Assurer la domination du marché européen
Si les autorités chinoises reconnaissent que l'ambition initiale de l'UE est d'établir une contrainte sur les émissions de CO2 du transport aérien, elles estiment néanmoins que trois autres objectifs sous-tendent le projet.
En premier lieu, l'UE chercherait à avoir plus de poids dans les négociations climatiques. L'UE tenterait aussi de protéger les intérêts de ses propres compagnies aériennes, une situation "injuste à l'égard de l'industrie de l'aviation des pays en développement".
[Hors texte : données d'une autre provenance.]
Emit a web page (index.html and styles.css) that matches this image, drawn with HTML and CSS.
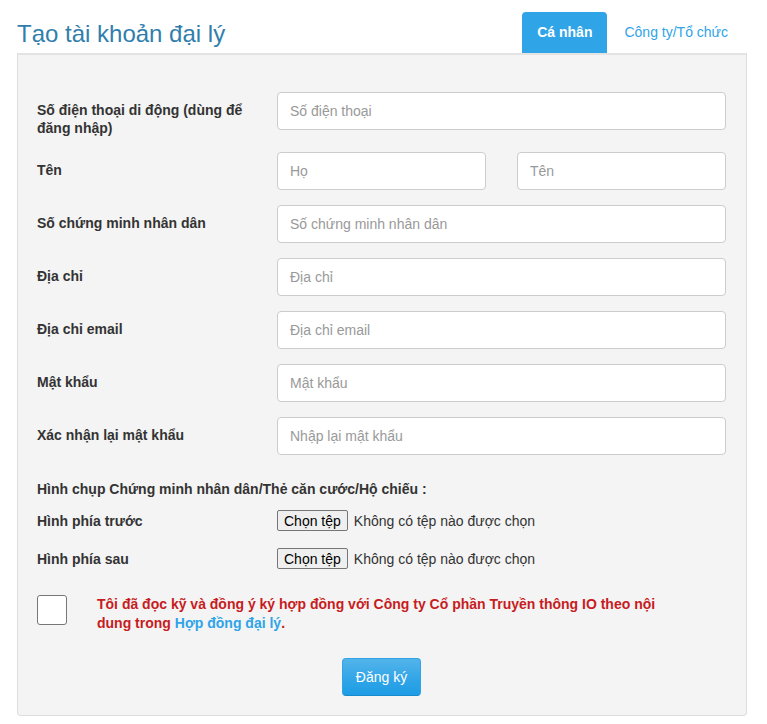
FILE: index.html
```html
<!DOCTYPE html>
<html lang="vi">
<head>
    <meta charset="UTF-8">
    <meta name="viewport" content="width=device-width, initial-scale=1.0">
    <title>Tạo tài khoản đại lý</title>
    <link rel="stylesheet" href="styles.css">
</head>
<body>

<div class="wrapper">
    <div class="header">
        <h1>Tạo tài khoản đại lý</h1>
        <ul class="tabs">
            <li class="tab active"><a href="#">Cá nhân</a></li>
            <li class="tab"><a href="#">Công ty/Tổ chức</a></li>
        </ul>
    </div>

    <div class="panel">
        <form action="#" method="post">

            <!-- Số điện thoại -->
            <div class="form-group">
                <label class="control-label" for="phone">Số điện thoại di động (dùng để đăng nhập)</label>
                <input type="text" id="phone" class="form-control" placeholder="Số điện thoại">
            </div>

            <!-- Họ tên -->
            <div class="form-group">
                <label class="control-label" for="ho">Tên</label>
                <div class="two-cols">
                    <input type="text" id="ho" class="form-control" placeholder="Họ">
                    <input type="text" id="ten" class="form-control" placeholder="Tên">
                </div>
            </div>

            <div class="form-group">
                <label class="control-label" for="cmnd">Số chứng minh nhân dân</label>
                <input type="text" id="cmnd" class="form-control" placeholder="Số chứng minh nhân dân">
            </div>

            <div class="form-group">
                <label class="control-label" for="diachi">Địa chỉ</label>
                <input type="text" id="diachi" class="form-control" placeholder="Địa chỉ">
            </div>

            <div class="form-group">
                <label class="control-label" for="email">Địa chỉ email</label>
                <input type="email" id="email" class="form-control" placeholder="Địa chỉ email">
            </div>

            <div class="form-group">
                <label class="control-label" for="matkhau">Mật khẩu</label>
                <input type="password" id="matkhau" class="form-control" placeholder="Mật khẩu">
            </div>

            <div class="form-group">
                <label class="control-label" for="matkhau2">Xác nhận lại mật khẩu</label>
                <input type="password" id="matkhau2" class="form-control" placeholder="Nhập lại mật khẩu">
            </div>

            <!-- Hình chụp giấy tờ -->
            <p class="section-title">Hình chụp Chứng minh nhân dân/Thẻ căn cước/Hộ chiếu :</p>

            <div class="file-row">
                <span class="file-label">Hình phía trước</span>
                <div class="file-input">
                    <button type="button" class="file-btn">Chọn tệp</button>
                    <span class="file-name">Không có tệp nào được chọn</span>
                </div>
            </div>

            <div class="file-row">
                <span class="file-label">Hình phía sau</span>
                <div class="file-input">
                    <button type="button" class="file-btn">Chọn tệp</button>
                    <span class="file-name">Không có tệp nào được chọn</span>
                </div>
            </div>

            <!-- Điều khoản -->
            <div class="agree">
                <input type="checkbox" id="dongy" class="agree-box">
                <label for="dongy" class="agree-text">Tôi đã đọc kỹ và đồng ý ký hợp đồng với Công ty Cổ phần Truyền thông IO theo nội dung trong <a href="#">Hợp đồng đại lý</a>.</label>
            </div>

            <div class="actions">
                <button type="submit" class="btn-primary">Đăng ký</button>
            </div>
        </form>
    </div>
</div>

</body>
</html>
```

FILE: styles.css
```css
body {
    margin: 0;
    font-family: "Liberation Sans", Arial, sans-serif;
    font-size: 14px;
    color: #333;
    background-color: #fff;
}
.wrapper {
    width: 730px;
    margin-left: 17px;
}
.header {
    display: flex;
    justify-content: space-between;
    align-items: flex-end;
    height: 53px;
}
h1 {
    margin: 0 0 6px 0;
    font-size: 24px;
    font-weight: normal;
    line-height: 1.1;
    color: #317eac;
}
.tabs {
    display: flex;
    list-style: none;
    margin: 0 4px 0 0;
    padding: 0;
}
.tab {
    margin-left: 2px;
}
.tab a {
    display: block;
    padding: 10px 15px 11px;
    line-height: 20px;
    color: #2fa4e7;
    text-decoration: none;
    border-radius: 4px 4px 0 0;
}
.tab.active a {
    background-color: #2fa4e7;
    color: #fff;
    font-weight: bold;
}
.panel {
    background-color: #f4f4f4;
    border: 1px solid #dddddd;
    border-top: 2px solid #e3e3e3;
    border-radius: 0 0 4px 4px;
    padding: 37px 20px 19px 19px;
}
.form-group {
    display: grid;
    grid-template-columns: 240px 1fr;
    margin-bottom: 15px;
}
.control-label {
    font-weight: bold;
    padding-top: 9px;
    line-height: 18px;
    padding-right: 20px;
}
.form-control {
    display: block;
    box-sizing: border-box;
    width: 100%;
    height: 38px;
    padding: 8px 12px;
    font-family: inherit;
    font-size: 14px;
    color: #555;
    background-color: #fff;
    border: 1px solid #ccc;
    border-radius: 4px;
}
.form-control::placeholder {
    color: #999;
}
.two-cols {
    display: grid;
    grid-template-columns: 1fr 1fr;
    gap: 31px;
}
.section-title {
    font-weight: bold;
    line-height: 20px;
    margin: 0 0 11px 0;
    padding-top: 9px;
}
.file-row {
    display: grid;
    grid-template-columns: 240px 1fr;
    align-items: center;
    margin-bottom: 17px;
}
.file-label {
    font-weight: bold;
    line-height: 20px;
}
.file-input {
    display: flex;
    align-items: center;
    gap: 6px;
}
.file-btn {
    height: 21px;
    padding: 0 6px;
    font-family: inherit;
    font-size: 14px;
    color: #000;
    background-color: #efefef;
    border: 1px solid #767676;
    border-radius: 2px;
}
.file-name {
    color: #333;
}
.agree {
    display: flex;
    align-items: flex-start;
    margin-top: 26px;
}
.agree-box {
    -webkit-appearance: none;
    appearance: none;
    width: 30px;
    height: 30px;
    margin: 0 30px 0 0;
    flex: none;
    background-color: #fff;
    border: 1px solid #777;
    border-radius: 3px;
}
.agree-text {
    max-width: 585px;
    font-weight: bold;
    line-height: 19px;
    color: #c71c22;
}
.agree-text a {
    color: #2fa4e7;
    text-decoration: none;
}
.actions {
    text-align: center;
    margin-top: 25px;
}
.btn-primary {
    height: 38px;
    padding: 0 13px;
    font-family: inherit;
    font-size: 14px;
    color: #fff;
    background-image: linear-gradient(#54b4eb, #2fa4e7 60%, #1d9ce5);
    border: 1px solid #2fa4e7;
    border-bottom-color: #178acc;
    border-radius: 4px;
    cursor: pointer;
}
```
Enfin, l'Europe chercherait surtout à renforcer la position de leader de son mécanisme d'échange de quotas afin de s'assurer un avantage dans la perspective d'un futur marché mondial de carbone. En l'occurrence, une telle velléité entrerait en opposition avec la volonté de la Chine qui envisage de créer un marché carbone d'ici 2015. Si Bruxelles et Pékin collaborent sur ce sujet depuis un an, en particulier sur les détails opérationnels, les Autorités chinoises n'entendent pas se laisser forcer la main. La mise en place d'un projet pilote chinois "offre à la Chine un atout pour négocier avec l'UE à l'avenir", souligne Xinhua.
Les compagnies aériennes menacent
De façon plus classique les compagnies aériennes avancent une évaluation du surcoût engendré par la décision européenne et menace d'agir en justice. Selon leurs évaluations, elles pourraient faire face à un surcout d'environ 800 millions de yuans (environ 92,5 millions d'euros) en 2012 et 17,6 milliards de yuans au total d'ici 2020 (un peu plus de 2 milliards d'euros). Leur marge bénéficière et leur capacité à investir dans des technologies limitant les émissions de CO2 en souffriraient, une situation qui "[irait] à l'encontre de l'intention originelle de l'UE pour réduire les émissions".
Dans ce contexte, l'Association du transport aérien de Chine (Cata), envisagent de suivre le conseil de l'Académie et de poursuivre l'UE devant la justice. Elle n'avance cependant aucun détail concernant les poursuites qu'elle envisage.
Une succession d'oppositions
Cette affrontement est né après que l'Union européenne ait adopté en novembre 2008 la directive 2008/101/CE visant à intégrer l'ensemble des vols décollant ou atterrissant sur le sol européen, quelle que soit la nationalité des compagnies aériennes, dans le marché carbone de l'UE. Une décision vivement rejetée par les compagnies basées en dehors de l'UE.
En 2009, des compagnies aériennes et associations de compagnies aériennes basées aux États-Unis et au Canada ont introduit un recours en annulation dirigé contre la transposition par le Royaume-Uni de la directive européenne. La juridiction anglaise a saisi la Cour de justice de l'Union européenne (CJUE) et dans ce cadre, l'avocat général de la CJUE a rendu début octobre 2011 des conclusions défavorables aux compagnies aériennes. Loin d'atténuer les tensions, ces conclusions préfigurant d'une défaite des compagnies aériennes ont fait monter la tension d'un cran : la Chambre des représentants a adopté deux semaines plus tard un projet de loi interdisant aux compagnies aériennes américaines de respecter la réglementation européenne.
Enfin, début novembre, le Conseil de l'Organisation de l'aviation civile internationale (OACI) a adoptée une position exhortant l'Union européenne et ses Etats membres de s'abstenir d'inclure dans l'UE-ETS les compagnies aériennes basées en dehors de l'UE. Une démarche qui a déclenché une vive réaction de Connie Hedegaard, la Commissaire européenne au Climat, et de l'Association des compagnies aériennes européennes (AEA) qui ont déploré une position décevante et de nature politique.